DIRECTIONS FOR THIS TASK: Go through the data below and copy it exactly, skipping every picture.

PROVIDED DATA:
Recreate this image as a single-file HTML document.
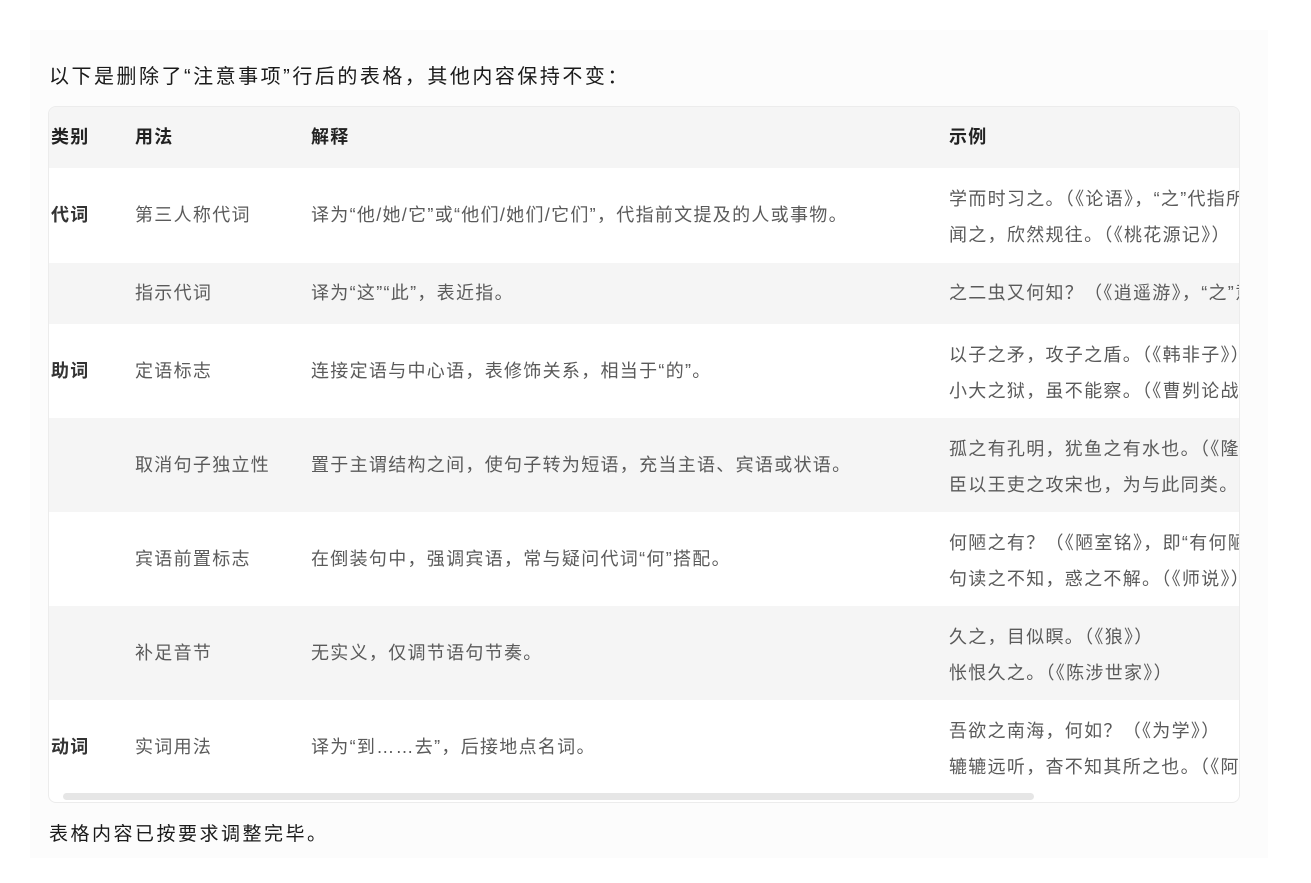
<!DOCTYPE html>
<html><head><meta charset="utf-8"><style>
*{margin:0;padding:0;box-sizing:border-box}
body{width:1311px;height:883px;background:#fff;font-family:"Liberation Sans","Noto Sans CJK SC",sans-serif;position:relative;overflow:hidden}
.panel{position:absolute;left:30px;top:30px;width:1238px;height:828px;background:#fcfcfc}
.title{position:absolute;left:49px;top:60px;font-size:20px;letter-spacing:2.5px;color:#1a1a1a}
.foot{position:absolute;left:49px;top:819px;font-size:19px;letter-spacing:2.5px;color:#1a1a1a}
.tbl{position:absolute;left:48px;top:106px;width:1192px;height:697px;border:1px solid #ececec;border-radius:8px;overflow:hidden;background:#fff}
.row{position:absolute;left:0;width:1190px}
.g{background:#f5f5f5}
.c{position:absolute;font-size:18px;letter-spacing:1.3px;color:#5a5a5a;white-space:nowrap;line-height:36px}
.c1{left:2px;font-weight:bold;color:#333}
.c2{left:86px}
.c3{left:262px}
.c4{left:900px}
.h .c{font-weight:bold;color:#222}
.sb{position:absolute;left:14px;top:686px;width:971px;height:7px;border-radius:4px;background:#e6e6e6}
</style></head><body>
<div class="panel"></div>
<div class="title">以下是删除了“注意事项”行后的表格，其他内容保持不变：</div>
<div class="tbl">
 <div class="row g h" style="top:0;height:61px"><div class="c c1" style="top:12px">类别</div><div class="c c2" style="top:12px">用法</div><div class="c c3" style="top:12px">解释</div><div class="c c4" style="top:12px">示例</div></div>
 <div class="row" style="top:61px;height:95px"><div class="c c1" style="top:29px">代词</div><div class="c c2" style="top:29px">第三人称代词</div><div class="c c3" style="top:29px">译为“他/她/它”或“他们/她们/它们”，代指前文提及的人或事物。</div><div class="c c4" style="top:13px">学而时习之。（《论语》，“之”代指所学知识）<br>闻之，欣然规往。（《桃花源记》）</div></div>
 <div class="row g" style="top:156px;height:61px"><div class="c c2" style="top:12px">指示代词</div><div class="c c3" style="top:12px">译为“这”“此”，表近指。</div><div class="c c4" style="top:12px">之二虫又何知？（《逍遥游》，“之”意为“这”）</div></div>
 <div class="row" style="top:217px;height:94px"><div class="c c1" style="top:29px">助词</div><div class="c c2" style="top:29px">定语标志</div><div class="c c3" style="top:29px">连接定语与中心语，表修饰关系，相当于“的”。</div><div class="c c4" style="top:13px">以子之矛，攻子之盾。（《韩非子》）<br>小大之狱，虽不能察。（《曹刿论战》）</div></div>
 <div class="row g" style="top:311px;height:94px"><div class="c c2" style="top:29px">取消句子独立性</div><div class="c c3" style="top:29px">置于主谓结构之间，使句子转为短语，充当主语、宾语或状语。</div><div class="c c4" style="top:13px">孤之有孔明，犹鱼之有水也。（《隆中对》）<br>臣以王吏之攻宋也，为与此同类。（《公输》）</div></div>
 <div class="row" style="top:405px;height:94px"><div class="c c2" style="top:29px">宾语前置标志</div><div class="c c3" style="top:29px">在倒装句中，强调宾语，常与疑问代词“何”搭配。</div><div class="c c4" style="top:13px">何陋之有？（《陋室铭》，即“有何陋”）<br>句读之不知，惑之不解。（《师说》）</div></div>
 <div class="row g" style="top:499px;height:94px"><div class="c c2" style="top:29px">补足音节</div><div class="c c3" style="top:29px">无实义，仅调节语句节奏。</div><div class="c c4" style="top:13px">久之，目似瞑。（《狼》）<br>怅恨久之。（《陈涉世家》）</div></div>
 <div class="row" style="top:593px;height:104px"><div class="c c1" style="top:29px">动词</div><div class="c c2" style="top:29px">实词用法</div><div class="c c3" style="top:29px">译为“到……去”，后接地点名词。</div><div class="c c4" style="top:13px">吾欲之南海，何如？（《为学》）<br>辘辘远听，杳不知其所之也。（《阿房宫赋》）</div></div>
 <div class="sb"></div>
</div>
<div class="foot">表格内容已按要求调整完毕。</div>
</body></html>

FULL SOLUTION:
Recreate this image as a single-file HTML document.
<!DOCTYPE html>
<html><head><meta charset="utf-8"><style>
*{margin:0;padding:0;box-sizing:border-box}
body{width:1311px;height:883px;background:#fff;font-family:"Liberation Sans","Noto Sans CJK SC",sans-serif;position:relative;overflow:hidden}
.panel{position:absolute;left:30px;top:30px;width:1238px;height:828px;background:#fcfcfc}
.title{position:absolute;left:49px;top:60px;font-size:20px;letter-spacing:2.5px;color:#1a1a1a}
.foot{position:absolute;left:49px;top:819px;font-size:19px;letter-spacing:2.5px;color:#1a1a1a}
.tbl{position:absolute;left:48px;top:106px;width:1192px;height:697px;border:1px solid #ececec;border-radius:8px;overflow:hidden;background:#fff}
.row{position:absolute;left:0;width:1190px}
.g{background:#f5f5f5}
.c{position:absolute;font-size:18px;letter-spacing:1.3px;color:#5a5a5a;white-space:nowrap;line-height:36px}
.c1{left:2px;font-weight:bold;color:#333}
.c2{left:86px}
.c3{left:262px}
.c4{left:900px}
.h .c{font-weight:bold;color:#222}
.sb{position:absolute;left:14px;top:686px;width:971px;height:7px;border-radius:4px;background:#e6e6e6}
</style></head><body>
<div class="panel"></div>
<div class="title">以下是删除了“注意事项”行后的表格，其他内容保持不变：</div>
<div class="tbl">
 <div class="row g h" style="top:0;height:61px"><div class="c c1" style="top:12px">类别</div><div class="c c2" style="top:12px">用法</div><div class="c c3" style="top:12px">解释</div><div class="c c4" style="top:12px">示例</div></div>
 <div class="row" style="top:61px;height:95px"><div class="c c1" style="top:29px">代词</div><div class="c c2" style="top:29px">第三人称代词</div><div class="c c3" style="top:29px">译为“他/她/它”或“他们/她们/它们”，代指前文提及的人或事物。</div><div class="c c4" style="top:13px">学而时习之。（《论语》，“之”代指所学知识）<br>闻之，欣然规往。（《桃花源记》）</div></div>
 <div class="row g" style="top:156px;height:61px"><div class="c c2" style="top:12px">指示代词</div><div class="c c3" style="top:12px">译为“这”“此”，表近指。</div><div class="c c4" style="top:12px">之二虫又何知？（《逍遥游》，“之”意为“这”）</div></div>
 <div class="row" style="top:217px;height:94px"><div class="c c1" style="top:29px">助词</div><div class="c c2" style="top:29px">定语标志</div><div class="c c3" style="top:29px">连接定语与中心语，表修饰关系，相当于“的”。</div><div class="c c4" style="top:13px">以子之矛，攻子之盾。（《韩非子》）<br>小大之狱，虽不能察。（《曹刿论战》）</div></div>
 <div class="row g" style="top:311px;height:94px"><div class="c c2" style="top:29px">取消句子独立性</div><div class="c c3" style="top:29px">置于主谓结构之间，使句子转为短语，充当主语、宾语或状语。</div><div class="c c4" style="top:13px">孤之有孔明，犹鱼之有水也。（《隆中对》）<br>臣以王吏之攻宋也，为与此同类。（《公输》）</div></div>
 <div class="row" style="top:405px;height:94px"><div class="c c2" style="top:29px">宾语前置标志</div><div class="c c3" style="top:29px">在倒装句中，强调宾语，常与疑问代词“何”搭配。</div><div class="c c4" style="top:13px">何陋之有？（《陋室铭》，即“有何陋”）<br>句读之不知，惑之不解。（《师说》）</div></div>
 <div class="row g" style="top:499px;height:94px"><div class="c c2" style="top:29px">补足音节</div><div class="c c3" style="top:29px">无实义，仅调节语句节奏。</div><div class="c c4" style="top:13px">久之，目似瞑。（《狼》）<br>怅恨久之。（《陈涉世家》）</div></div>
 <div class="row" style="top:593px;height:104px"><div class="c c1" style="top:29px">动词</div><div class="c c2" style="top:29px">实词用法</div><div class="c c3" style="top:29px">译为“到……去”，后接地点名词。</div><div class="c c4" style="top:13px">吾欲之南海，何如？（《为学》）<br>辘辘远听，杳不知其所之也。（《阿房宫赋》）</div></div>
 <div class="sb"></div>
</div>
<div class="foot">表格内容已按要求调整完毕。</div>
</body></html>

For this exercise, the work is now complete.